What is being asked
Every line of the material is to be quoted verbatim, minus the pictures.

Source data
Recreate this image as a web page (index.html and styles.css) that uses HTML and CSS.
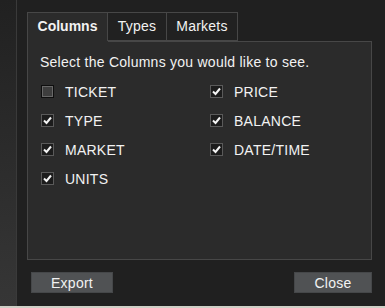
FILE: index.html
```html
<!DOCTYPE html>
<html lang="en">
<head>
    <meta charset="UTF-8">
    <title>Columns</title>
    <link rel="stylesheet" href="styles.css">
</head>
<body>
    <div class="side"></div>

    <div class="dialog">
        <!-- Tabs -->
        <div class="tabs">
            <div class="tab tab-columns active">Columns</div>
            <div class="tab tab-types">Types</div>
            <div class="tab tab-markets">Markets</div>
        </div>

        <!-- Columns panel -->
        <div class="panel">
            <p class="hint">Select the Columns you would like to see.</p>
            <div class="options">
                <label class="option"><span class="box"></span>TICKET</label>
                <label class="option"><span class="box checked"><svg viewBox="0 0 11 11"><polyline points="2,5.5 4.5,8 9,2.5"/></svg></span>PRICE</label>
                <label class="option"><span class="box checked"><svg viewBox="0 0 11 11"><polyline points="2,5.5 4.5,8 9,2.5"/></svg></span>TYPE</label>
                <label class="option"><span class="box checked"><svg viewBox="0 0 11 11"><polyline points="2,5.5 4.5,8 9,2.5"/></svg></span>BALANCE</label>
                <label class="option"><span class="box checked"><svg viewBox="0 0 11 11"><polyline points="2,5.5 4.5,8 9,2.5"/></svg></span>MARKET</label>
                <label class="option"><span class="box checked"><svg viewBox="0 0 11 11"><polyline points="2,5.5 4.5,8 9,2.5"/></svg></span>DATE/TIME</label>
                <label class="option"><span class="box checked"><svg viewBox="0 0 11 11"><polyline points="2,5.5 4.5,8 9,2.5"/></svg></span>UNITS</label>
            </div>
        </div>

        <!-- Footer buttons -->
        <div class="footer">
            <button class="btn btn-export">Export</button>
            <button class="btn btn-close">Close</button>
        </div>
    </div>
</body>
</html>
```

FILE: styles.css
```css
* {
    margin: 0;
    padding: 0;
    box-sizing: border-box;
}

body {
    width: 385px;
    height: 308px;
    display: flex;
    font-family: 'Liberation Sans', Arial, sans-serif;
    font-size: 14px;
    letter-spacing: 0.25px;
    color: #f2f2f2;
    background-color: #202020;
    overflow: hidden;
    border-bottom: 2px solid #cfcfc6;
}

.side {
    width: 17px;
    flex-shrink: 0;
    background: linear-gradient(to bottom, #212121, #363636);
    border-right: 1px solid #3a3a3a;
}

.dialog {
    flex: 1;
    display: flex;
    flex-direction: column;
    background-color: #202020;
    padding: 12px 13px 0 10px;
}

/* Tabs */
.tabs {
    display: flex;
    height: 29px;
}

.tab {
    height: 29px;
    line-height: 27px;
    text-align: center;
    border: 1px solid #474747;
    background-color: #212121;
    border-left: none;
}

.tab.active {
    border-left: 1px solid #474747;
    border-bottom: none;
    background-color: #2b2b2b;
    font-weight: bold;
    letter-spacing: 0;
}

.tab-columns { width: 81px; }
.tab-types { width: 59px; }
.tab-markets { width: 71px; }

/* Panel */
.panel {
    height: 219px;
    background-color: #2b2b2b;
    border: 1px solid #474747;
    border-top: none;
    padding: 13px 12px 0 13px;
    position: relative;
}

.panel::before {
    content: '';
    position: absolute;
    top: 0;
    left: 80px;
    right: -1px;
    border-top: 1px solid #474747;
}

.hint {
    line-height: 16px;
    margin-left: -1px;
}

.options {
    display: grid;
    grid-template-columns: 169px 1fr;
    grid-auto-rows: 29px;
    margin-top: 7px;
}

.option {
    display: flex;
    align-items: center;
    gap: 11px;
}

.box {
    width: 13px;
    height: 13px;
    flex-shrink: 0;
    border: 1px solid #0e0e0e;
    background-color: #3e3e3e;
    box-shadow: inset 0 0 0 1px #686868;
}

.box.checked {
    border: 1px solid #5a5a5a;
    background-color: #1c1c1c;
    box-shadow: none;
    display: flex;
    align-items: center;
    justify-content: center;
}

.box svg {
    width: 11px;
    height: 11px;
    fill: none;
    stroke: #f4f4f4;
    stroke-width: 2;
}

/* Footer */
.footer {
    display: flex;
    justify-content: space-between;
    padding: 12px 0 0 4px;
}

.btn {
    height: 21px;
    font-family: 'Liberation Sans', Arial, sans-serif;
    font-size: 14px;
    letter-spacing: 0.25px;
    color: #f2f2f2;
    background-color: #505254;
    border: 1px solid #454749;
}

.btn-export { width: 82px; }
.btn-close { width: 78px; }
```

Answer in full
Recreate this image as a web page (index.html and styles.css) that uses HTML and CSS.
FILE: index.html
```html
<!DOCTYPE html>
<html lang="en">
<head>
    <meta charset="UTF-8">
    <title>Columns</title>
    <link rel="stylesheet" href="styles.css">
</head>
<body>
    <div class="side"></div>

    <div class="dialog">
        <!-- Tabs -->
        <div class="tabs">
            <div class="tab tab-columns active">Columns</div>
            <div class="tab tab-types">Types</div>
            <div class="tab tab-markets">Markets</div>
        </div>

        <!-- Columns panel -->
        <div class="panel">
            <p class="hint">Select the Columns you would like to see.</p>
            <div class="options">
                <label class="option"><span class="box"></span>TICKET</label>
                <label class="option"><span class="box checked"><svg viewBox="0 0 11 11"><polyline points="2,5.5 4.5,8 9,2.5"/></svg></span>PRICE</label>
                <label class="option"><span class="box checked"><svg viewBox="0 0 11 11"><polyline points="2,5.5 4.5,8 9,2.5"/></svg></span>TYPE</label>
                <label class="option"><span class="box checked"><svg viewBox="0 0 11 11"><polyline points="2,5.5 4.5,8 9,2.5"/></svg></span>BALANCE</label>
                <label class="option"><span class="box checked"><svg viewBox="0 0 11 11"><polyline points="2,5.5 4.5,8 9,2.5"/></svg></span>MARKET</label>
                <label class="option"><span class="box checked"><svg viewBox="0 0 11 11"><polyline points="2,5.5 4.5,8 9,2.5"/></svg></span>DATE/TIME</label>
                <label class="option"><span class="box checked"><svg viewBox="0 0 11 11"><polyline points="2,5.5 4.5,8 9,2.5"/></svg></span>UNITS</label>
            </div>
        </div>

        <!-- Footer buttons -->
        <div class="footer">
            <button class="btn btn-export">Export</button>
            <button class="btn btn-close">Close</button>
        </div>
    </div>
</body>
</html>
```

FILE: styles.css
```css
* {
    margin: 0;
    padding: 0;
    box-sizing: border-box;
}

body {
    width: 385px;
    height: 308px;
    display: flex;
    font-family: 'Liberation Sans', Arial, sans-serif;
    font-size: 14px;
    letter-spacing: 0.25px;
    color: #f2f2f2;
    background-color: #202020;
    overflow: hidden;
    border-bottom: 2px solid #cfcfc6;
}

.side {
    width: 17px;
    flex-shrink: 0;
    background: linear-gradient(to bottom, #212121, #363636);
    border-right: 1px solid #3a3a3a;
}

.dialog {
    flex: 1;
    display: flex;
    flex-direction: column;
    background-color: #202020;
    padding: 12px 13px 0 10px;
}

/* Tabs */
.tabs {
    display: flex;
    height: 29px;
}

.tab {
    height: 29px;
    line-height: 27px;
    text-align: center;
    border: 1px solid #474747;
    background-color: #212121;
    border-left: none;
}

.tab.active {
    border-left: 1px solid #474747;
    border-bottom: none;
    background-color: #2b2b2b;
    font-weight: bold;
    letter-spacing: 0;
}

.tab-columns { width: 81px; }
.tab-types { width: 59px; }
.tab-markets { width: 71px; }

/* Panel */
.panel {
    height: 219px;
    background-color: #2b2b2b;
    border: 1px solid #474747;
    border-top: none;
    padding: 13px 12px 0 13px;
    position: relative;
}

.panel::before {
    content: '';
    position: absolute;
    top: 0;
    left: 80px;
    right: -1px;
    border-top: 1px solid #474747;
}

.hint {
    line-height: 16px;
    margin-left: -1px;
}

.options {
    display: grid;
    grid-template-columns: 169px 1fr;
    grid-auto-rows: 29px;
    margin-top: 7px;
}

.option {
    display: flex;
    align-items: center;
    gap: 11px;
}

.box {
    width: 13px;
    height: 13px;
    flex-shrink: 0;
    border: 1px solid #0e0e0e;
    background-color: #3e3e3e;
    box-shadow: inset 0 0 0 1px #686868;
}

.box.checked {
    border: 1px solid #5a5a5a;
    background-color: #1c1c1c;
    box-shadow: none;
    display: flex;
    align-items: center;
    justify-content: center;
}

.box svg {
    width: 11px;
    height: 11px;
    fill: none;
    stroke: #f4f4f4;
    stroke-width: 2;
}

/* Footer */
.footer {
    display: flex;
    justify-content: space-between;
    padding: 12px 0 0 4px;
}

.btn {
    height: 21px;
    font-family: 'Liberation Sans', Arial, sans-serif;
    font-size: 14px;
    letter-spacing: 0.25px;
    color: #f2f2f2;
    background-color: #505254;
    border: 1px solid #454749;
}

.btn-export { width: 82px; }
.btn-close { width: 78px; }
```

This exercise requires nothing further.